With all bar three or four cars at least 100 years-old, this is surely the world’s oldest grid. Sadly absent was one of the star cars, Mark Walker’s skeletal 1905 Darracq land speed record car, after a catastrophic engine failure in qualifying. The damage was horrendous, but the indomitable Walker has a spare engine and pledged to return.

While Tony Lees (1913/18 Vauxhall Viper Special) and Richard Scaldwell (1909 De Dietrich) were the fastest combinations, the handicap format gave Collins the chance for victory in the amazing Mercedes, which is just as at home on the muddy tracks of a VSCC trial. Collins got to the flag nearly 12 seconds before the 1917 Brasier of Peter Wilson.

Nick Topliss in ERA R4A

Lees was also prominent in the Vintage Racing Car contest which was sadly halted early after Sue Darbyshire inverted her Morgan three-wheeler in the gravel at Devils Elbow. Thankfully, despite a trip to hospital, she was largely unscathed. Lees, in his AC/GN Cognac was ahead at the time after tremendous early pressure from Tom Walker’s Amilcar.

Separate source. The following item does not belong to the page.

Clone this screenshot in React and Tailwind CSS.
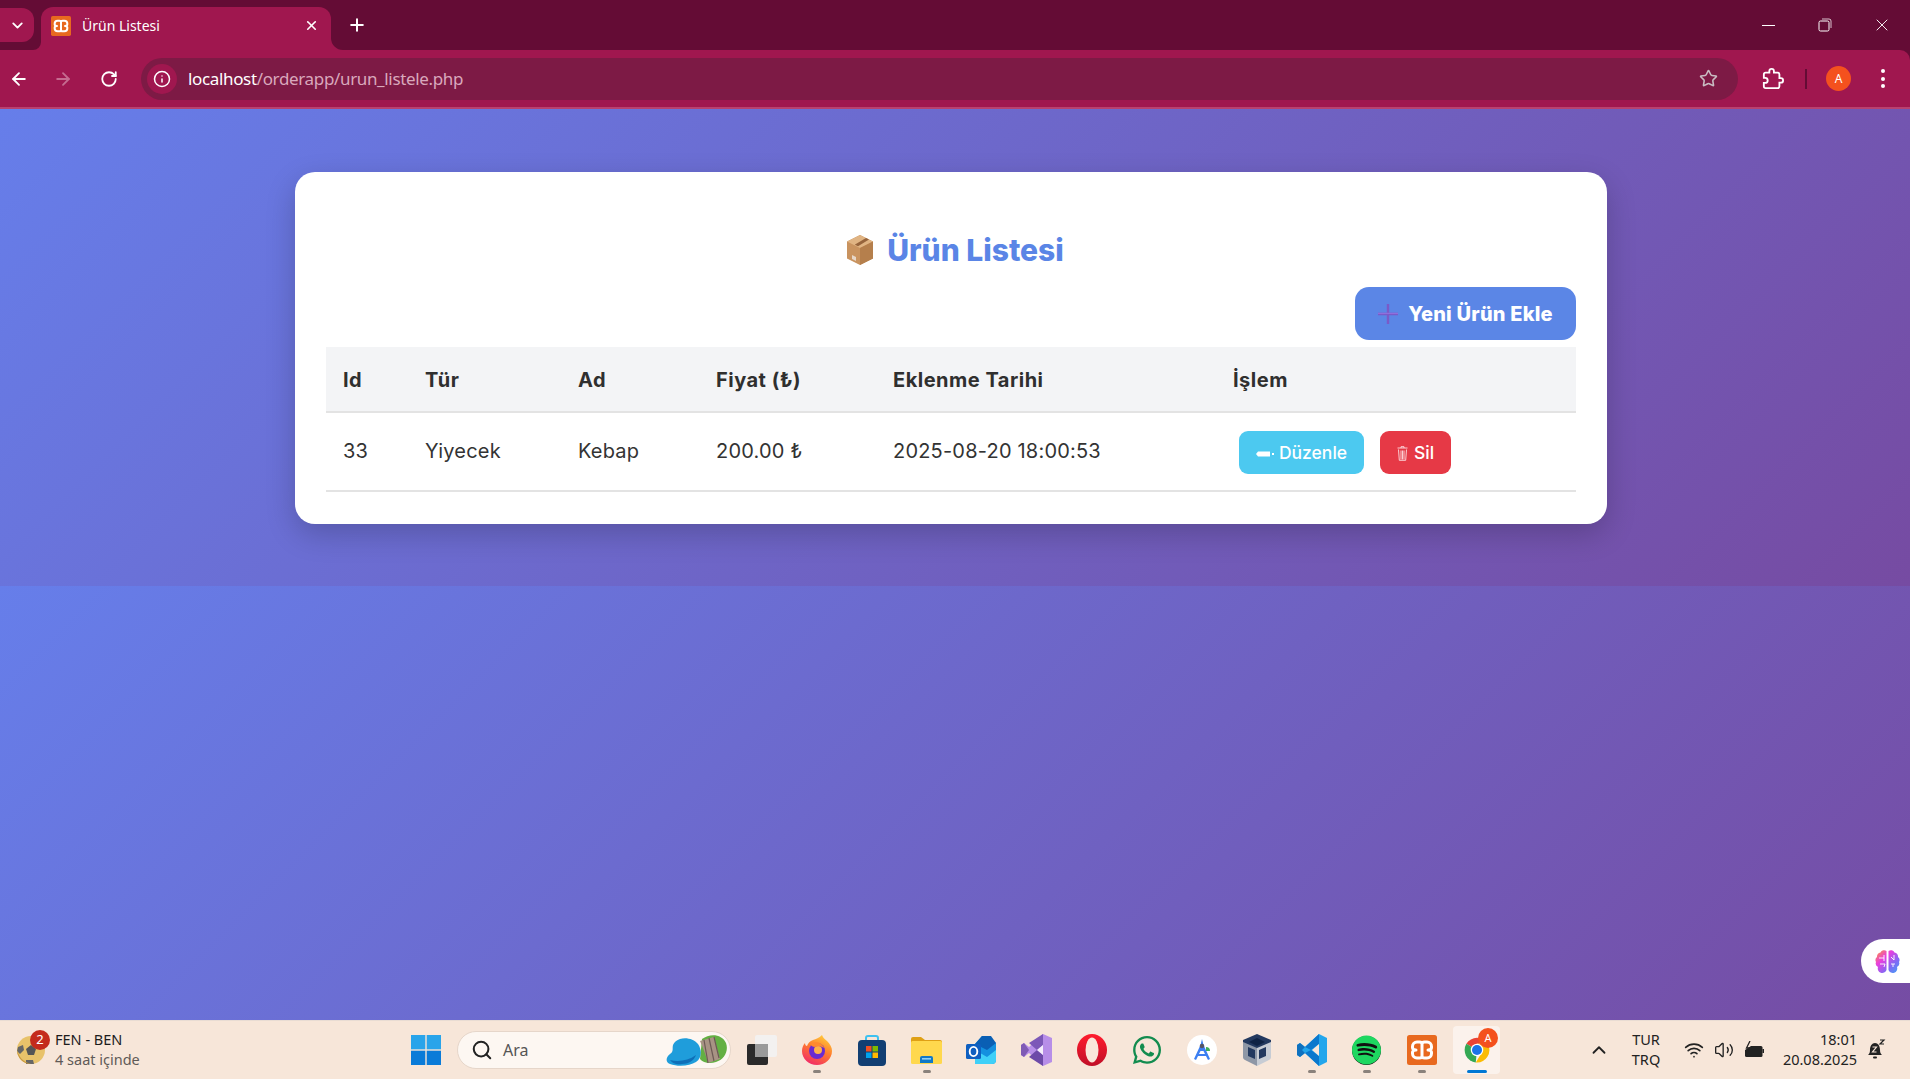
import React from "react";
import { ArrowLeft, ArrowRight, RotateCw, Info, Star, X, Plus, ChevronDown, ChevronUp, Wifi, Volume2, Search } from "lucide-react";
import { FaWhatsapp, FaSpotify } from "react-icons/fa";

const Xampp = ({ s = 30 }) => (
  <svg width={s} height={s} viewBox="0 0 30 30">
    <rect width="30" height="30" rx="2.500" fill="#e8691f" />
    <path d="M10 7h2.500c1.500 0 2.500 1 2.500 2 0-1 1-2 2.500-2H20a4.500 4.500 0 0 1 4.500 4.500v1c0 1.500-1.500 2.500-3.500 2.500 2 0 3.500 1 3.500 2.500v1A4.500 4.500 0 0 1 20 23h-2.500c-1.500 0-2.500-1-2.500-2 0 1-1 2-2.500 2H10a4.500 4.500 0 0 1-4.500-4.500v-1C5.500 16 7 15 9 15c-2 0-3.500-1-3.500-2.500v-1A4.500 4.500 0 0 1 10 7zM15 9v12" fill="none" stroke="#fff" strokeWidth="3" strokeLinejoin="round" />
  </svg>
);

const Firefox = () => (
  <svg width="30" height="32" viewBox="0 0 30 32">
    <defs>
      <linearGradient id="ff" x1="0.7" y1="0" x2="0.2" y2="1">
        <stop offset="0" stopColor="#ffc93a" />
        <stop offset="0.45" stopColor="#ff7a2e" />
        <stop offset="1" stopColor="#f0246e" />
      </linearGradient>
    </defs>
    <path d="M20 1c1 3 3 4 5 6 3 3 5 6 5 10 0 8-7 14-15 14S0 25 0 17c0-3 1-6 3-8 0 2 1 3 2 3 1-3 3-5 6-6 3-1 6-2 9-5z" fill="url(#ff)" />
    <circle cx="15" cy="17" r="8" fill="#6a2bd0" />
    <circle cx="16" cy="16" r="4" fill="#ffb14a" />
    <path d="M8 10c5-3 12-2 14 4-3-2-6-2-9-1-2 0-4-1-5-3z" fill="#ff8a2e" />
  </svg>
);

const Store = () => (
  <svg width="30" height="31" viewBox="0 0 30 31">
    <path d="M9 6V3a2 2 0 0 1 2-2h8a2 2 0 0 1 2 2v3" fill="none" stroke="#3ec1f0" strokeWidth="2" />
    <rect x="1" y="5" width="28" height="26" rx="4" fill="#123f73" />
    <rect x="9" y="11" width="5.5" height="5.5" fill="#f25022" />
    <rect x="15.5" y="11" width="5.5" height="5.5" fill="#7fba00" />
    <rect x="9" y="17.5" width="5.5" height="5.5" fill="#00a4ef" />
    <rect x="15.5" y="17.5" width="5.5" height="5.5" fill="#ffb900" />
  </svg>
);

const Folder = () => (
  <svg width="31" height="28" viewBox="0 0 31 28">
    <path d="M0 3a2 2 0 0 1 2-2h8l4 3h15a2 2 0 0 1 2 2v4H0z" fill="#dfa015" />
    <rect y="5" width="31" height="23" rx="1.5" fill="#ffd84d" />
    <path d="M9 27v-5a2 2 0 0 1 2-2h9a2 2 0 0 1 2 2v5z" fill="#1179c7" />
    <rect x="11" y="22" width="9" height="1.6" fill="#8fd0f5" />
  </svg>
);

const Outlook = () => (
  <svg width="31" height="30" viewBox="0 0 31 30">
    <path d="M16 1l14 7v17a4 4 0 0 1-4 4H9V9z" fill="#1490df" />
    <path d="M9 9l7-8h9l5 7-9 7z" fill="#0a5fb4" />
    <path d="M9 15l12 7 9-7v10a4 4 0 0 1-4 4H9z" fill="#3fd0f8" />
    <rect y="9" width="15" height="15" rx="1.5" fill="#0f5fc0" />
    <ellipse cx="7.5" cy="16.5" rx="3.8" ry="4.6" fill="none" stroke="#fff" strokeWidth="1.9" />
  </svg>
);

const VS = () => (
  <svg width="31" height="32" viewBox="0 0 31 32">
    <path d="M22 0l9 4v24l-9 4-14-13-5 4-3-2V11l3-2 5 4z" fill="#b78ee8" />
    <path d="M22 0v11l-6 5-8-7z" fill="#7c58b8" />
    <path d="M22 32V21l-6-5-8 7z" fill="#6d4aa8" />
    <path d="M0 11l3-2 5 7-5 7-3-2z" fill="#7f5bb5" />
    <path d="M22 11v10l-6-5z" fill="#f4eefb" />
  </svg>
);

const Opera = () => (
  <svg width="30" height="32" viewBox="0 0 30 32">
    <defs>
      <linearGradient id="op" x1="0" y1="0" x2="0" y2="1">
        <stop offset="0" stopColor="#ff1b2d" />
        <stop offset="1" stopColor="#c00f28" />
      </linearGradient>
    </defs>
    <ellipse cx="15" cy="16" rx="15" ry="16" fill="url(#op)" />
    <ellipse cx="15" cy="16" rx="6.5" ry="12.5" fill="#f9e7da" />
  </svg>
);

const AndroidStudio = () => (
  <svg width="30" height="30" viewBox="0 0 30 30">
    <circle cx="15" cy="15" r="15" fill="#fff" />
    <path d="M15 4l1.500 6h-3zM13 11h4l6 13-2 1-4.500-9h-3L9 25l-2-1z" fill="#3b7ff2" />
    <path d="M10 19h10v2H10z" fill="#3b7ff2" />
    <circle cx="15" cy="11" r="2.300" fill="#556" />
    <path d="M19 12a4 4 0 0 1 4 4h-4z" fill="#3fae5c" />
  </svg>
);

const VBox = () => (
  <svg width="28" height="32" viewBox="0 0 28 32">
    <path d="M14 0l14 6v6l-14 6L0 12V6z" fill="#23395f" />
    <path d="M0 8l14 6v18L2 26a3 3 0 0 1-2-3z" fill="#8e97a6" />
    <path d="M28 8l-14 6v18l12-6a3 3 0 0 0 2-3z" fill="#c7ccd4" />
    <path d="M14 4l8 4-8 4-8-4z" fill="#0f2344" />
    <path d="M5 13l7 3v9l-7-3zM23 13l-7 3v9l7-3z" fill="#23395f" />
  </svg>
);

const VSCode = () => (
  <svg width="30" height="32" viewBox="0 0 30 32">
    <path d="M22 0l8 4v24l-8 4-14-13-5 4-3-2V11l3-2 5 4z" fill="#23a6ec" />
    <path d="M22 0v10l-8 6-6-3z" fill="#0a78cd" />
    <path d="M22 32V22l-8-6-6 3z" fill="#0a78cd" />
    <path d="M22 10v12l-7-6z" fill="#f9e7da" />
    <path d="M3 9l5 4-3 3 3 3-5 4-3-2V11z" fill="#0e71bf" />
  </svg>
);

const Chrome = () => (
  <svg width="30" height="30" viewBox="0 0 48 48">
    <path d="M24 24L7 14A20 20 0 0 1 41 14H24z" fill="#ea4335" />
    <path d="M24 24L7 14a20 20 0 0 0 15 30z" fill="#34a853" />
    <path d="M24 14h17a20 20 0 0 1-19 30l9-15z" fill="#fbbc04" />
    <circle cx="24" cy="24" r="10" fill="#fff" />
    <circle cx="24" cy="24" r="8" fill="#1a73e8" />
  </svg>
);

const Brain = () => (
  <svg width="25" height="25" viewBox="0 0 25 25">
    <defs>
      <linearGradient id="br" x1="0" y1="0" x2="1" y2="1">
        <stop offset="0" stopColor="#ff9a2e" />
        <stop offset="0.35" stopColor="#e83ee0" />
        <stop offset="0.7" stopColor="#7b6cf5" />
        <stop offset="1" stopColor="#3ea6f5" />
      </linearGradient>
    </defs>
    <path d="M11.500 2a4 4 0 0 0-6 1.500A4 4 0 0 0 2 8a4 4 0 0 0-1 5 4 4 0 0 0 2 5 4.500 4.500 0 0 0 8.500 3zM13.500 2a4 4 0 0 1 6 1.500A4 4 0 0 1 23 8a4 4 0 0 1 1 5 4 4 0 0 1-2 5 4.500 4.500 0 0 1-8.500 3z" fill="url(#br)" />
    <path d="M4 9h5M9 6v6M5 15h5l-1 3M16 8l3 3M19 6v5M16 15h4M18 15v3" stroke="#fff" strokeWidth="0.9" fill="none" />
  </svg>
);

const Box = () => (
  <svg width="30" height="32" viewBox="0 0 30 32">
    <path d="M15 1l13 6.500v17L15 31 2 24.500v-17z" fill="#c9935f" />
    <path d="M15 1l13 6.500L15 14 2 7.500z" fill="#e0b483" />
    <path d="M15 14l13-6.500v17L15 31z" fill="#b57f4c" />
    <path d="M21 4l-11 6.500 0 .3 3 1.500L24 5.500z" fill="#96643c" />
    <path d="M7 21l4 2v4l-4-2z" fill="#ece3da" opacity="0.85" />
  </svg>
);

const PlusEmoji = () => (
  <svg width="20" height="20" viewBox="0 0 20 20">
    <path d="M8.800 0h2.400v8.800H20v2.400h-8.800V20H8.800v-8.800H0V8.800h8.800z" fill="#7a5ac8" />
    <path d="M8.800 8.800H0v1.200h20V8.800z" fill="#8f6fdc" />
  </svg>
);

const Pencil = () => (
  <svg width="18" height="8" viewBox="0 0 18 8" className="mr-[5px]">
    <path d="M0 4l2-2.500h12V6.500H2z" fill="#fff" />
    <rect x="16" y="3" width="2" height="2" fill="#fff" />
  </svg>
);

const Trash = () => (
  <svg width="11" height="15" viewBox="0 0 11 15" className="mr-[6px]">
    <path d="M0.500 2h10M4 2V.7h3V2M1.500 3.500l.8 10.800h6.400l.8-10.800M4 4.500v9M5.500 4.500v9M7 4.500v9" fill="none" stroke="#fde0e3" strokeWidth="0.9" />
  </svg>
);

const Ball = () => (
  <svg width="28" height="28" viewBox="0 0 28 28">
    <circle cx="14" cy="14" r="14" fill="#e8c26a" />
    <path d="M14 9l5 4-2 6h-6l-2-6z" fill="#555" />
    <path d="M1 11l5-2 1 5-4 4-3-3zM9 24l7 0 1 4H9z" fill="#666" />
    <path d="M0 14a14 14 0 0 0 14 14c-8-2-12-7-14-14z" fill="#c99a3f" />
  </svg>
);

const Illustration = () => (
  <svg width="62" height="34" viewBox="0 0 62 34">
    <path d="M36 6c8-6 20-5 24 4 3 8-2 17-10 19-6 2-13 1-16-3z" fill="#63b043" />
    <path d="M34 8l14-4 6 22-12 4c-2-8-5-15-8-22z" fill="#a89384" />
    <path d="M38 7l4 23M43 5l5 23M48 4l5 21" stroke="#6d5a55" strokeWidth="1.200" />
    <path d="M14 6c6-2 14 0 18 5 4 6 4 14-2 18-6 4-18 5-26 2-5-2-4-7 0-10 4-3 2-5 3-9 1-3 4-5 7-6z" fill="#1f9ddb" />
    <path d="M4 27c8 2 18 1 26-5-2 6-8 9-14 9-5 1-9 0-12-4z" fill="#0f6fb8" />
  </svg>
);

const Dot = () => (
  <span className="absolute bottom-[1px] left-1/2 h-[3px] w-[8px] -translate-x-1/2 rounded-full bg-[#8a817b]" />
);

const Slot = ({ children, dot }) => (
  <div className="relative flex h-[48px] w-[55px] shrink-0 items-center justify-center">
    {children}
    {dot && <Dot />}
  </div>
);

const rows = [
  { id: "33", type: "Yiyecek", name: "Kebap", price: "200.00 ₺", date: "2025-08-20 18:00:53" },
];

export default function App() {
  return (
    <div className="flex h-[1079px] w-[1910px] flex-col overflow-hidden font-['Noto_Sans',sans-serif]">
      {/* tab strip */}
      <div className="flex h-[50px] shrink-0 items-end bg-[#640c35]">
        <div className="mb-[8px] flex h-[34px] w-[34px] items-center justify-center rounded-r-[12px] bg-[#a0174f]">
          <ChevronDown size={17} color="#fff" strokeWidth={2.6} />
        </div>
        <div className="relative ml-[7px] flex h-[43px] w-[290px] items-center rounded-t-[12px] bg-[#a0174f] pb-[6px] pl-[10px]">
          <Xampp s={20} />
          <span className="ml-[11px] text-[14px] text-white">Ürün Listesi</span>
          <X size={15} color="#fff" strokeWidth={2.6} className="absolute left-[263px] top-[11px]" />
          <svg width="12" height="12" viewBox="0 0 12 12" className="absolute bottom-0 left-[290px]">
            <path d="M0 0a12 12 0 0 0 12 12H0z" fill="#a0174f" />
          </svg>
          <svg width="8" height="8" viewBox="0 0 8 8" className="absolute bottom-0 left-[-8px]">
            <path d="M8 0a8 8 0 0 1-8 8h8z" fill="#a0174f" />
          </svg>
        </div>
        <Plus size={20} color="#fff" strokeWidth={2.4} className="mb-[15px] ml-[16px]" />
        <div className="mb-[15px] ml-auto flex items-center gap-[43px] pr-[18px]">
          <span className="h-[1px] w-[13px] bg-white" />
          <svg width="14" height="14" viewBox="0 0 14 14" fill="none" stroke="#fff" strokeWidth="1">
            <rect x="1" y="3" width="10" height="10" rx="1.500" />
            <path d="M4 1h7a2 2 0 0 1 2 2v7" opacity="0.75" />
          </svg>
          <X size={20} color="#fff" strokeWidth={1.1} className="ml-[-3px]" />
        </div>
      </div>

      {/* toolbar */}
      <div className="flex h-[59px] shrink-0 items-center rounded-tr-[10px] border-b-2 border-[#b9416f] bg-[#a0174f] pl-[9px] shadow-[10px_0_0_#640c35]">
        <ArrowLeft size={20} color="#fff" strokeWidth={2.2} />
        <ArrowRight size={20} color="#c56c90" strokeWidth={2.2} className="ml-[24px]" />
        <RotateCw size={18} color="#fff" strokeWidth={2.4} className="ml-[27px]" />
        <div className="ml-[23px] flex h-[42px] w-[1597px] items-center rounded-full bg-[#7d1a45] pl-[6px] pr-[20px]">
          <span className="flex h-[30px] w-[30px] items-center justify-center rounded-full bg-[#a0174f]">
            <Info size={18} color="#fff" strokeWidth={2} />
          </span>
          <span className="ml-[11px] pt-[1px] text-[17px] tracking-[-0.35px] text-white">
            localhost<span className="text-[#d9a8bc]">/orderapp/urun_listele.php</span>
          </span>
          <Star size={19} color="#c9bcc2" strokeWidth={2} className="ml-auto" />
        </div>
        <svg width="22" height="22" viewBox="0 0 24 24" fill="none" stroke="#fff" strokeWidth="2" className="ml-[24px]">
          <path d="M20.500 11H19V7c0-1.100-.9-2-2-2h-4V3.500C13 2.120 11.880 1 10.500 1S8 2.120 8 3.500V5H4c-1.100 0-1.990.9-1.990 2v3.800H3.500c1.490 0 2.700 1.210 2.700 2.700s-1.210 2.700-2.700 2.700H2V20c0 1.100.9 2 2 2h13c1.100 0 2-.9 2-2v-4h1.500c1.380 0 2.500-1.120 2.500-2.500S21.880 11 20.500 11z" />
        </svg>
        <span className="ml-[21px] h-[20px] w-[2px] bg-[#640c35]" />
        <span className="ml-[19px] flex h-[25px] w-[25px] items-center justify-center rounded-full bg-[#f4511e] text-[12px] text-white">A</span>
        <span className="ml-[30px] flex flex-col gap-[3.500px]">
          <span className="h-[4px] w-[4px] rounded-full bg-white" />
          <span className="h-[4px] w-[4px] rounded-full bg-white" />
          <span className="h-[4px] w-[4px] rounded-full bg-white" />
        </span>
      </div>

      {/* page */}
      <main className="relative min-h-0 flex-1 bg-[linear-gradient(135deg,#667eea_0%,#764ba2_100%)] bg-[length:100%_477px] pl-[295px] pt-[63px] font-['Inter',sans-serif]">
        <div className="w-[1312px] rounded-[20px] bg-white px-[31px] pb-[32px] pt-[54px] shadow-[0_10px_30px_rgba(0,0,0,0.2)]">
          <h2 className="flex h-[48px] items-center justify-center pl-[7px] text-[30px] font-extrabold tracking-[0px] text-[#5a85e6]">
            <Box />
            <span className="ml-[12px]">Ürün Listesi</span>
          </h2>
          <div className="mt-[13px] flex justify-end">
            <button className="flex h-[53px] w-[221px] items-center justify-center rounded-[14px] bg-[#5b86e6] text-[20px] font-extrabold tracking-[0.2px] text-white">
              <PlusEmoji />
              <span className="ml-[10px]">Yeni Ürün Ekle</span>
            </button>
          </div>
          <table className="mt-[7px] w-[1250px] table-fixed border-collapse text-left">
            <colgroup>
              <col className="w-[82px]" />
              <col className="w-[153px]" />
              <col className="w-[138px]" />
              <col className="w-[177px]" />
              <col className="w-[340px]" />
              <col className="w-[360px]" />
            </colgroup>
            <thead>
              <tr className="h-[65px] border-b-2 border-[#e3e3e3] bg-[#f3f4f6] text-[20px] font-bold tracking-[0.5px] text-[#2f2f2f]">
                <th className="pl-[17px] pt-[2px]">Id</th>
                <th className="pl-[17px] pt-[2px]">Tür</th>
                <th className="pl-[17px] pt-[2px]">Ad</th>
                <th className="pl-[17px] pt-[2px]">Fiyat (₺)</th>
                <th className="pl-[17px] pt-[2px]">Eklenme Tarihi</th>
                <th className="pl-[17px] pt-[2px]">İşlem</th>
              </tr>
            </thead>
            <tbody>
              {rows.map((r) => (
                <tr key={r.id} className="h-[79px] border-b-2 border-[#e3e3e3] text-[20px] tracking-[0.2px] text-[#333]">
                  <td className="pb-[2px] pl-[17px]">{r.id}</td>
                  <td className="pb-[2px] pl-[17px]">{r.type}</td>
                  <td className="pb-[2px] pl-[17px]">{r.name}</td>
                  <td className="pb-[2px] pl-[17px]">{r.price}</td>
                  <td className="pb-[2px] pl-[17px]">{r.date}</td>
                  <td className="pl-[23px] pt-[2px]">
                    <div className="flex items-center gap-[16px] text-[17.5px] font-medium tracking-normal text-white">
                      <button className="flex h-[43px] w-[125px] items-center justify-center rounded-[9px] bg-[#4cc9f0] pt-[2px]">
                        <Pencil />Düzenle
                      </button>
                      <button className="flex h-[43px] w-[71px] items-center justify-center rounded-[9px] bg-[#e63946] pt-[2px]">
                        <Trash />Sil
                      </button>
                    </div>
                  </td>
                </tr>
              ))}
            </tbody>
          </table>
        </div>
        <div className="absolute right-0 top-[830px] flex h-[44px] w-[49px] items-center rounded-l-[22px] bg-white pl-[14px]">
          <Brain />
        </div>
      </main>

      {/* taskbar */}
      <div className="flex h-[59px] shrink-0 items-center border-t border-[#e9dcd3] bg-[#f7e6d9] pl-[17px]">
        <div className="relative h-[28px] w-[28px]">
          <Ball />
          <span className="absolute left-[13px] top-[-6px] flex h-[20px] w-[20px] items-center justify-center rounded-full bg-[#c42b1c] text-[13px] text-white">2</span>
        </div>
        <div className="ml-[10px] flex w-[120px] flex-col pb-[2px] text-[14.5px] leading-[20px]">
          <span className="text-[#1c1c1c]">FEN - BEN</span>
          <span className="text-[#5f5a57]">4 saat içinde</span>
        </div>
        <svg width="30" height="30" viewBox="0 0 30 30" className="ml-[236px] shrink-0">
          <rect width="14.300" height="14.300" fill="#29a4ea" />
          <rect x="15.700" width="14.300" height="14.300" fill="#29a4ea" />
          <rect y="15.700" width="14.300" height="14.300" fill="#0a7bd8" />
          <rect x="15.700" y="15.700" width="14.300" height="14.300" fill="#0a7bd8" />
        </svg>
        <div className="ml-[16px] flex h-[38px] w-[274px] shrink-0 items-center justify-between rounded-full border border-[#e6d6ca] bg-[#fdf7f2] pl-[13px] pr-[2px]">
          <span className="flex items-center">
            <Search size={22} color="#222" strokeWidth={2.2} />
            <span className="ml-[10px] text-[16px] text-[#555]">Ara</span>
          </span>
          <Illustration />
        </div>
        <svg width="30" height="30" viewBox="0 0 30 30" className="ml-[16px] shrink-0">
          <rect x="0" y="9" width="21" height="21" rx="2" fill="#2a2a2a" />
          <rect x="8" y="0" width="22" height="22" rx="2" fill="#f2f2f2" opacity="0.9" />
          <rect x="8" y="9" width="13" height="13" fill="#9a9a9a" />
        </svg>
        <div className="ml-[12px] flex items-center">
          <Slot dot><Firefox /></Slot>
          <Slot><Store /></Slot>
          <Slot dot><Folder /></Slot>
          <Slot><Outlook /></Slot>
          <Slot><VS /></Slot>
          <Slot><Opera /></Slot>
          <Slot><FaWhatsapp size={32} color="#128c4f" /></Slot>
          <Slot><AndroidStudio /></Slot>
          <Slot><VBox /></Slot>
          <Slot dot><VSCode /></Slot>
          <Slot dot>
            <span className="flex h-[29px] w-[29px] items-center justify-center rounded-full bg-[#111]">
              <FaSpotify size={30} color="#1ed760" />
            </span>
          </Slot>
          <Slot dot><Xampp s={30} /></Slot>
          <div className="relative mx-[4px] flex h-[48px] w-[47px] shrink-0 items-center justify-center rounded-[4px] bg-[#fbf2ec]">
            <Chrome />
            <span className="absolute left-[25px] top-[2px] flex h-[20px] w-[20px] items-center justify-center rounded-full bg-[#f4511e] text-[11px] text-white">A</span>
            <span className="absolute bottom-[1px] left-1/2 h-[3px] w-[20px] -translate-x-1/2 rounded-full bg-[#0078d4]" />
          </div>
        </div>
        <ChevronUp size={22} color="#222" strokeWidth={2} className="ml-[84px] shrink-0" />
        <div className="ml-[16px] flex w-[40px] flex-col items-center pb-[2px] text-[14.5px] leading-[20px] text-[#222]">
          <span>TUR</span>
          <span>TRQ</span>
        </div>
        <Wifi size={20} color="#222" strokeWidth={2} className="ml-[18px] shrink-0" />
        <Volume2 size={20} color="#222" strokeWidth={1.6} className="ml-[10px] shrink-0" />
        <svg width="20" height="18" viewBox="0 0 20 18" className="ml-[10px] shrink-0">
          <path d="M7 5h10a1.500 1.500 0 0 1 1.500 1.500v8A1.500 1.500 0 0 1 17 16H2.500A1.500 1.500 0 0 1 1 14.500V9z" fill="#222" />
          <rect x="18.500" y="8" width="1.500" height="4" fill="#222" />
          <path d="M6 0L2.500 7h3L3 12" fill="none" stroke="#222" strokeWidth="1.300" />
        </svg>
        <div className="ml-[13px] flex w-[80px] flex-col items-end pb-[2px] text-[14.5px] leading-[20px] text-[#222]">
          <span>18:01</span>
          <span>20.08.2025</span>
        </div>
        <svg width="20" height="22" viewBox="0 0 20 22" className="ml-[9px] shrink-0">
          <path d="M2 16c1-1 2-2 2-5 0-4 2-7 5-7s5 3 5 7c0 3 1 4 2 5z" fill="#222" />
          <rect x="7" y="17.500" width="4" height="2" rx="1" fill="#222" />
          <path d="M6.500 8h4l-4 5h4" fill="none" stroke="#f7e6d9" strokeWidth="1.200" />
          <path d="M14 1h4l-4 4h4" fill="none" stroke="#222" strokeWidth="1.200" />
        </svg>
      </div>
    </div>
  );
}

When the aero-engined Amilcar expired, Charles Gillett took up the fight with glorious drifts into Gerards in his Frazer Nash Super Sports.

Nick Topliss took ERA R4A to a brace of wins and Dougal Cawley was at his exuberant best as he hurled GN Piglet to victory in the Pre-War Sports race. In the concluding Pre-War race, Cawley and Gillett enjoyed a wonderful oversteering contest until Piglet got a little short of breath and dropped away.

The race line-up also included front-engined Formula Juniors and it was Chris Drake’s Terrier that took control from the Elva 100 of Mark Woodhouse. Into third went Mike Walker in the front-wheel drive Bond as the former rising star raced at Mallory for the first time in 44 years.